Source data:

** BEGIN **

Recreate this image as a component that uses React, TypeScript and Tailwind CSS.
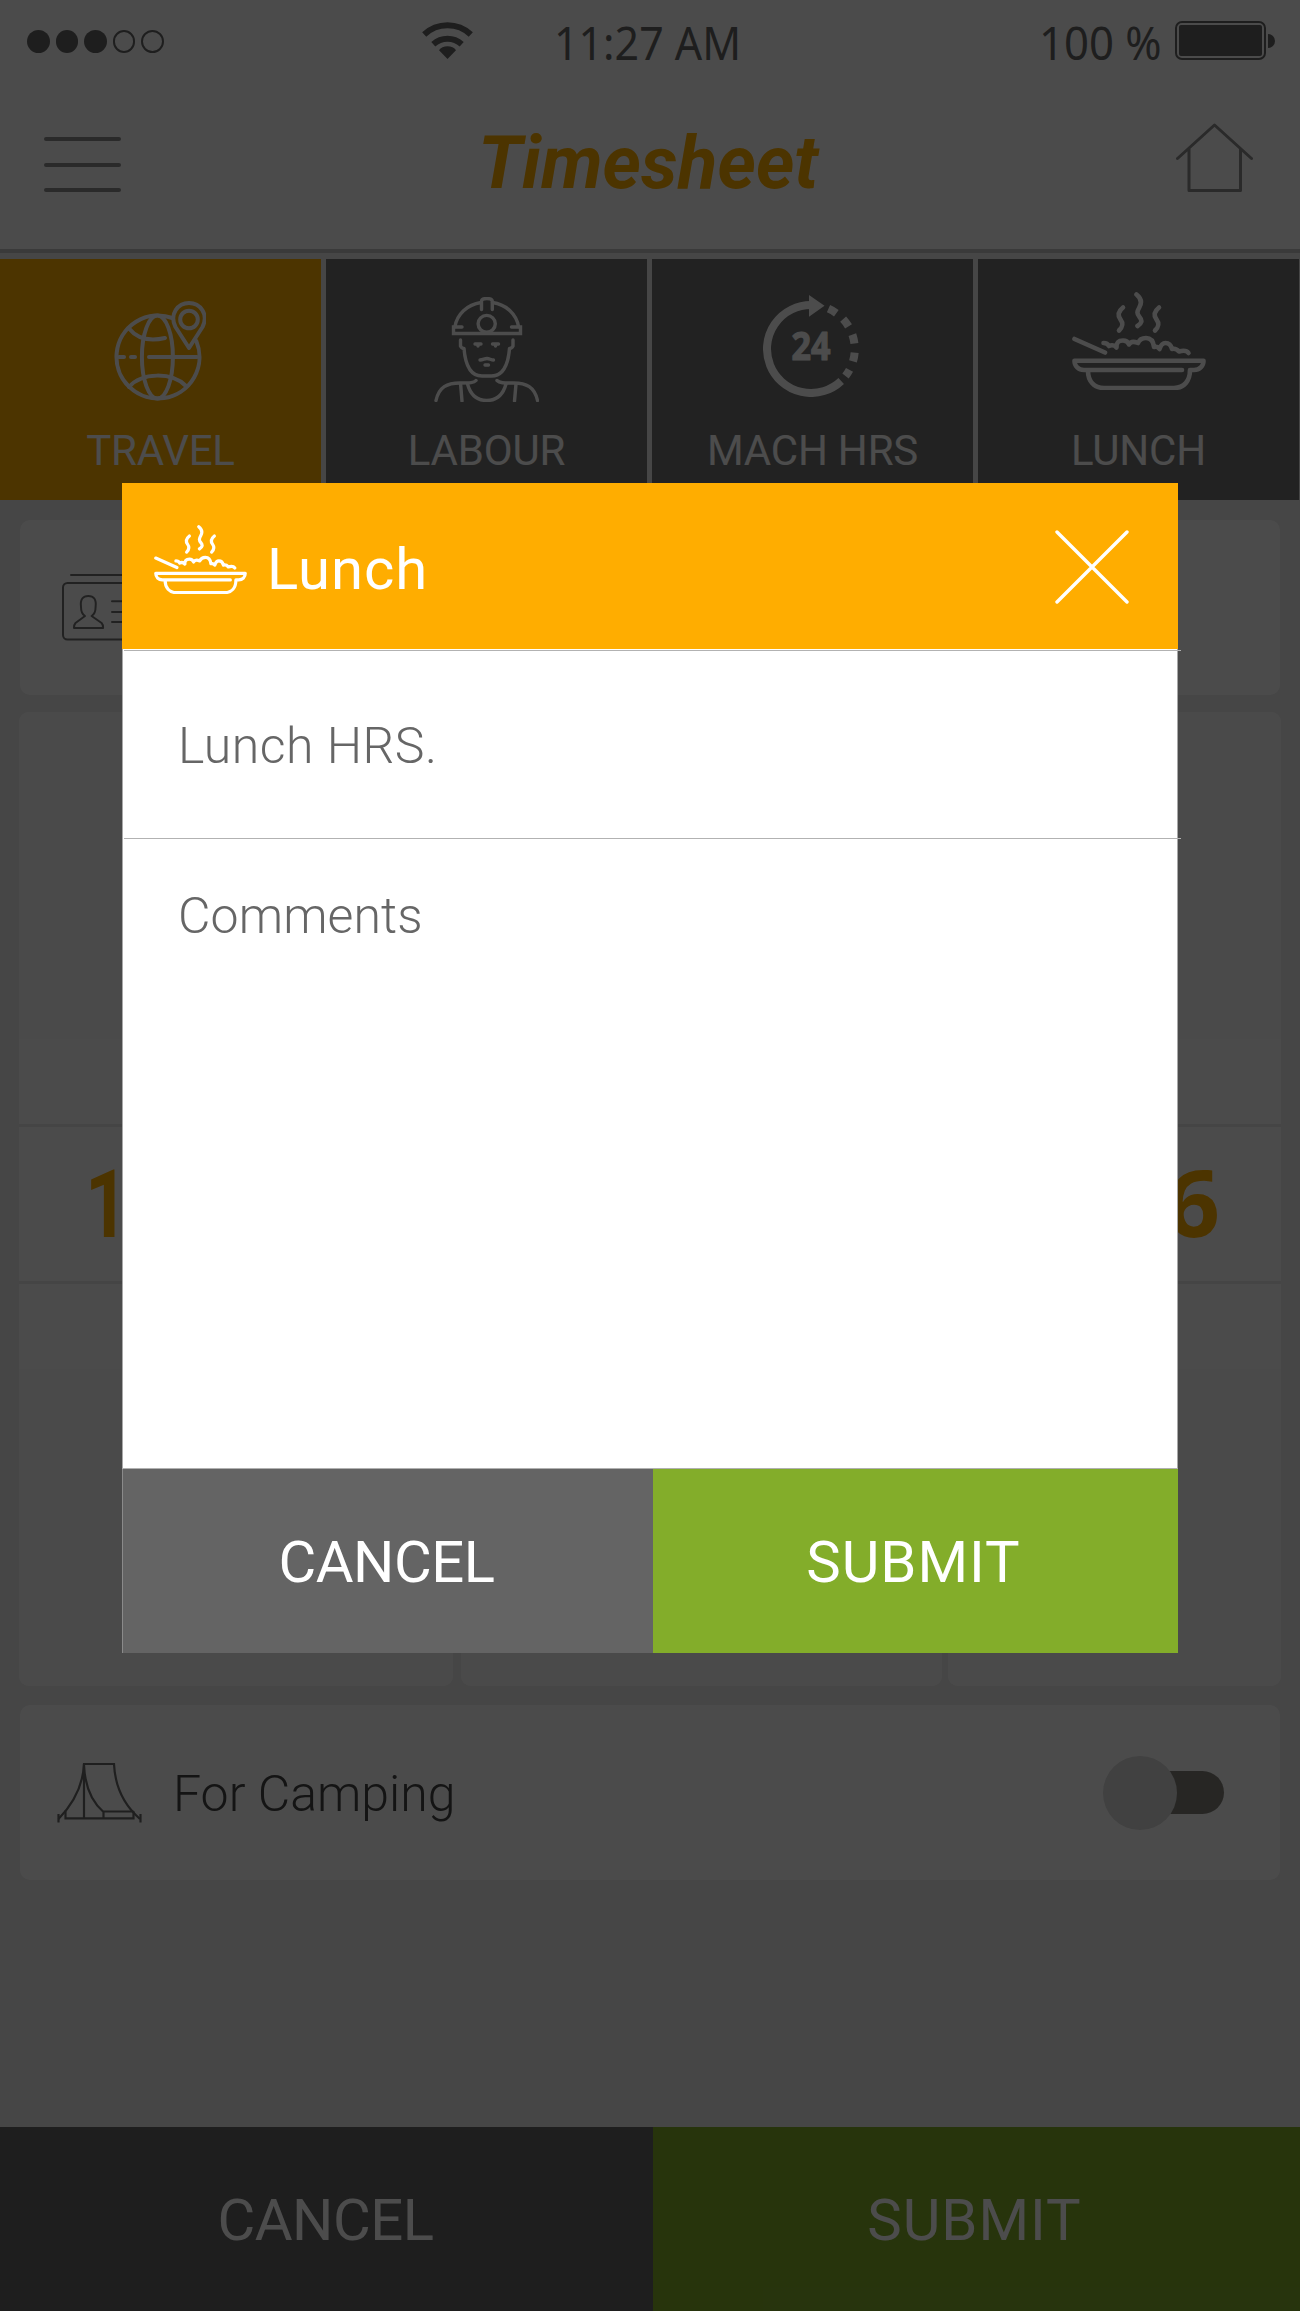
import React from "react";

type IconProps = { className?: string };

const line = {
  fill: "none",
  stroke: "currentColor",
  strokeLinecap: "round" as const,
  strokeLinejoin: "round" as const,
};

function LunchIcon({ className }: IconProps) {
  return (
    <svg viewBox="0 0 134 98" preserveAspectRatio="none" className={className} {...line} strokeWidth={4.6}>
      <path d="M2.5 47 33 60.500" />
      <path d="M64.500 2.500c5 4 5.500 8 3 12.500s-3 6.500 0 10 2.500 6-2 9" />
      <path d="M51 15.500c-5 4-5.500 8-2.500 12s2.500 7-1.500 11" />
      <path d="M87 15.500c-5 4-5.500 8-2.500 12s2.500 7-1.500 11" />
      <path d="M31.500 51q4 0 5.500 3 4.500-2 7.500 1.500-.5-7 6.500-7 4.500 0 6 4 2.500-4.500 9-1.500 2-5 8-5 7 0 8 9 3.500-1 5.500 2 2-6 6-6 5 0 6.500 6 4-1 7 2.500 7-2 9.500 1.500" />
      <path d="M110 78H12C6.500 78 2.500 74 2.500 68.700h129C131.500 74 127.500 78 122 78h-4c0 11-6 18-16 18H32c-10 0-16-7-16-17" />
    </svg>
  );
}

function TravelIcon({ className }: IconProps) {
  return (
    <svg viewBox="0 0 92 100" className={className} {...line} strokeWidth={4}>
      <path d="M58.300 17A41.500 41.500 0 1 0 82.300 40" />
      <ellipse cx="43.400" cy="56" rx="15.500" ry="41.500" />
      <path d="M35 56h48M5 56h5M17 56h4" />
      <path d="M15 27.500c8 10 21 13 36 9.500" />
      <path d="M15 86c13-15 43-15 57-1" />
      <circle cx="75" cy="18.500" r="8.800" />
      <path d="M75 47 61.500 26C55 13 64 2 75 2s20 11 13.500 24Z" />
    </svg>
  );
}

function LabourIcon({ className }: IconProps) {
  return (
    <svg viewBox="0 0 105 105" className={className} {...line} strokeWidth={3.400}>
      <path d="M21 29.500c2-12 12-22 26-24M84.500 29.500c-2-12-12-22-26-24" />
      <path d="M28 30h-8.500v6.500h67V30h-9" strokeLinejoin="miter" />
      <path d="M47.500 12.500V4.500c0-2 2-3 5.200-3s5.600 1 5.600 3v8" />
      <ellipse cx="52.700" cy="26.800" rx="8.600" ry="8.400" />
      <path d="M26.500 43v6c1 2 2 2.500 3.500 2.500C31.500 70 37 79 48 79h9.500c11 0 16.500-9 18-27.500 1.500 0 2.500-.5 3.500-2.500v-6" />
      <path d="M41 47h6M58.500 47h6M44 48v1M61.500 48v1" />
      <path d="M46 63c3 0 4.500-1.500 7-1.500s4 1.500 6.500 1.500M51 68h3.500" />
      <path d="M2 103.500C5 90 13 86 26 86c10 0 14 0 16-2.500M103.500 103.500C100.500 90 92.500 86 79.500 86c-10 0-14 0-16.500-2.500" />
      <path d="M33.500 87c3 11 10 16.500 19.200 16.500S69 98 72 87M26.600 87l1.400 17M82 87l-1.500 17" />
    </svg>
  );
}

function MachineIcon({ className }: IconProps) {
  return (
    <svg viewBox="0 0 96 102" className={className} fill="none" stroke="currentColor" strokeWidth={8}>
      <path d="M48 10A44 44 0 1 0 78.200 86" />
      <path d="M65.500 13.700A44 44 0 0 1 82.500 81" strokeDasharray="9 9.100" />
      <path d="M46 0 61.500 10.800 46 21.800Z" fill="currentColor" stroke="none" />
      <text
        x="28.500"
        y="65"
        textLength="39"
        lengthAdjust="spacingAndGlyphs"
        fill="currentColor"
        stroke="currentColor"
        strokeWidth={1.2}
        strokeLinejoin="round"
        className="font-['Open_Sans',sans-serif] text-[40px] font-bold"
      >
        24
      </text>
    </svg>
  );
}

function IdCardIcon({ className }: IconProps) {
  return (
    <svg viewBox="0 0 92 67" className={className} {...line} strokeWidth={2}>
      <path d="M9 1h74" />
      <rect x="1" y="9" width="90" height="56.500" rx="4.500" />
      <path d="M23 42c-3.500-2-4-5-4-9-1-8 2-11 7.300-11s8.300 3 7.300 11c0 4-.5 7-4 9l10 7c1 1 1.500 2.500 1.500 5H12c0-2.500.5-4 1.500-5Z" />
      <path d="M50 27.300h34M50 38h34M50 48h34" />
    </svg>
  );
}

function TentIcon({ className }: IconProps) {
  return (
    <svg viewBox="0 0 85 61" className={className} fill="none" stroke="currentColor" strokeWidth={2.200}>
      <path d="M1.500 57C17 41 26 24 27 2h30c1 22 10 41 26 55" />
      <path d="M1.500 52v8.500M83.500 52v8.500M27 2v54M27 3c1 23 8 37 19.500 47v6M46.500 49.500h30M8.500 48.500v7.800h68v-7" />
    </svg>
  );
}

function WifiIcon({ className }: IconProps) {
  return (
    <svg viewBox="0 0 51 37" className={className} fill="none" stroke="currentColor" strokeWidth={6}>
      <path d="M2.200 12.500a34 34 0 0 1 46.600 0M11.300 22.300a21 21 0 0 1 28.400 0" />
      <path d="M25.500 37 17 28.300C20 23 31 23 34 28.300Z" fill="currentColor" stroke="none" />
    </svg>
  );
}

function StatusBar() {
  return (
    <div className="flex h-20 items-center pt-[3px] text-[#656565] font-['Noto_Sans',sans-serif] text-[46px] leading-[60px]">
      <div className="ml-[27px] flex w-[395px] gap-[6px]">
        <i className="size-[22.500px] rounded-full bg-current" />
        <i className="size-[22.500px] rounded-full bg-current" />
        <i className="size-[22.500px] rounded-full bg-current" />
        <i className="size-[22.500px] rounded-full border-2 border-current" />
        <i className="size-[22.500px] rounded-full border-2 border-current" />
      </div>
      <WifiIcon className="mb-[3px] h-[37px] w-[51px]" />
      <div className="ml-[81px] w-[187px] whitespace-nowrap">
        <span className="inline-block origin-left scale-x-[0.933]">11:27 AM</span>
      </div>
      <div className="ml-[298px] w-[120px] whitespace-nowrap">
        <span className="inline-block origin-left scale-x-[0.95]">100 %</span>
      </div>
      <div className="ml-[16px] mb-[2px] flex items-center">
        <div className="h-[39px] w-[91px] rounded-[7px] border-2 border-current p-[2px]">
          <div className="h-full rounded-[2px] bg-current" />
        </div>
        <div className="ml-[2px] h-[14px] w-[7px] rounded-r-full bg-current" />
      </div>
    </div>
  );
}

function Header() {
  return (
    <header className="flex h-[173px] items-start border-b-4 border-[#c4c4c4] text-[#8c8c8c]">
      <div className="ml-11 mt-[57px] flex w-[77px] flex-col gap-[21.500px]">
        <i className="h-1 rounded bg-current" />
        <i className="h-1 rounded bg-current" />
        <i className="h-1 rounded bg-current" />
      </div>
      <h1 className="ml-[357px] mt-[43px] w-[698px] whitespace-nowrap font-['Roboto',sans-serif] text-[73px] font-bold italic leading-[80px] text-[#ffad00]">
        <span className="inline-block origin-left scale-x-[1.005]">Timesheet</span>
      </h1>
      <svg viewBox="0 0 77 70" className="mt-[43px] h-[70px] w-[77px]" {...line} strokeWidth={3}>
        <path d="M1.500 35.500 38.500 2l37 33.500M13 26v41.500h51.500V26" />
      </svg>
    </header>
  );
}

const tabs = [
  { label: "TRAVEL", active: true, icon: <TravelIcon className="mr-[2px] mt-[42px] h-[100px] w-[92px]" /> },
  { label: "LABOUR", active: false, icon: <LabourIcon className="mt-[38px] h-[105px] w-[105px]" /> },
  { label: "MACH HRS", active: false, icon: <MachineIcon className="mr-[3px] mt-[36px] h-[102px] w-[96px]" /> },
  { label: "LUNCH", active: false, icon: <LunchIcon className="mt-[33px] h-[98px] w-[134px]" /> },
];

function Tabs() {
  return (
    <nav className="mt-[6px] grid h-[241px] grid-cols-4 gap-[5px] pr-px">
      {tabs.map((tab) => (
        <div
          key={tab.label}
          className={`flex flex-col items-center text-white ${tab.active ? "bg-[#ffad00]" : "bg-[#727272]"}`}
        >
          <div className="h-[171px]">{tab.icon}</div>
          <span className="text-[42px] leading-[42px] tracking-[-0.200px]">{tab.label}</span>
        </div>
      ))}
    </nav>
  );
}

function TimeColumn({ className, children }: { className: string; children?: React.ReactNode }) {
  return (
    <div className={`flex flex-col overflow-hidden rounded-[10px] bg-[#fcfcfc] ${className}`}>
      <div className="h-[327px] bg-[#f8f8f8]" />
      <div className="h-[85px]" />
      <div className="flex h-[160px] items-center border-y-3 border-[#e8e8e8] text-[94px] font-bold text-[#ffad00]">
        {children}
      </div>
      <div className="h-[85px]" />
      <div className="grow bg-[#f8f8f8]" />
    </div>
  );
}

function LunchDialog() {
  return (
    <section className="flex h-[1170px] w-[1056px] flex-col bg-white">
      <div className="flex h-[166px] items-center bg-[#ffad00] text-white">
        <LunchIcon className="ml-8 mb-[13px] h-[69px] w-[93px]" />
        <h2 className="ml-[20px] pt-[6px] text-[58px] leading-[60px] tracking-[1px]">Lunch</h2>
        <svg viewBox="0 0 74 74" className="ml-auto mr-[49px] mt-[2px] size-[74px]" {...line} strokeWidth={3.400}>
          <path d="m2 2 70 70M72 2 2 72" />
        </svg>
      </div>
      <div className="flex h-[819px] flex-col border-x border-[#a8a8a8] text-[50px] font-light leading-[60px] text-[#666]">
        <div className="ml-px mt-px h-[189px] w-[1057px] border-y border-[#b2b2b2]">
          <p className="pl-[54px] pt-[65px] tracking-[0.500px]">Lunch HRS.</p>
        </div>
        <p className="pl-[55px] pt-[47px] tracking-[0.100px]">Comments</p>
      </div>
      <div className="flex h-[185px] border-t border-[#b0b0b0] text-[58px] text-white">
        <button className="w-[531px] border-l border-[#8a8a8a] bg-[#646464] pr-[3px] pt-[3px] tracking-[-0.500px]">
          CANCEL
        </button>
        <button className="grow bg-[#83ad2a] pr-[4px] pt-[3px] tracking-[1px]">SUBMIT</button>
      </div>
    </section>
  );
}

export default function App() {
  return (
    <div className="relative h-[2311px] w-[1300px] overflow-hidden bg-[#e9e9e9] font-['Roboto',sans-serif]">
      <div className="isolate flex h-full flex-col">
        <div className="bg-[#fcfcfc]">
          <StatusBar />
          <Header />
        </div>
        <Tabs />
        <main className="flex flex-col px-5 pt-5">
          <div className="h-[175px] rounded-[10px] bg-[#fcfcfc] pl-[42px] pt-[54px] text-[#707070]">
            <IdCardIcon className="h-[67px] w-[92px]" />
          </div>
          <div className="-mx-px mt-[17px] flex h-[974px]">
            <TimeColumn className="w-[434px]">
              <span className="ml-[66px] mt-[2px] origin-left scale-x-[0.8]">1</span>
            </TimeColumn>
            <TimeColumn className="ml-2 w-[481px]" />
            <TimeColumn className="ml-[6px] w-[333px]">
              <span className="mb-[6px] ml-auto pr-[61px] font-['Open_Sans',sans-serif]">6</span>
            </TimeColumn>
          </div>
          <div className="mt-[19px] flex h-[175px] items-center rounded-[10px] bg-[#fcfcfc]">
            <TentIcon className="ml-[37px] h-[61px] w-[85px] text-[#686868]" />
            <span className="ml-[31px] pt-[2px] text-[50px] font-light leading-[60px] text-[#444]">
              For Camping
            </span>
            <div className="ml-auto mr-[56px] flex items-center">
              <div className="z-10 size-[74px] rounded-full bg-[#d9d9d9]" />
              <div className="-ml-9 h-[43px] w-[83px] rounded-full bg-[#83807a]" />
            </div>
          </div>
        </main>
        <footer className="mt-auto flex h-[184px] text-[58px] text-white">
          <button className="w-[653px] bg-[#646464] pr-[2px] pt-[2px] tracking-[-0.500px]">CANCEL</button>
          <button className="grow bg-[#83ad2a] pr-[4px] pt-[2px] tracking-[1px]">SUBMIT</button>
        </footer>
      </div>
      <div className="absolute inset-0 bg-black/70 pl-[122px] pt-[483px]">
        <LunchDialog />
      </div>
    </div>
  );
}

** END **

Using the listing above, return all lines where the word "React" occurs.

Recreate this image as a component that uses React, TypeScript and Tailwind CSS.
import React from "react";
function TimeColumn({ className, children }: { className: string; children?: React.ReactNode }) {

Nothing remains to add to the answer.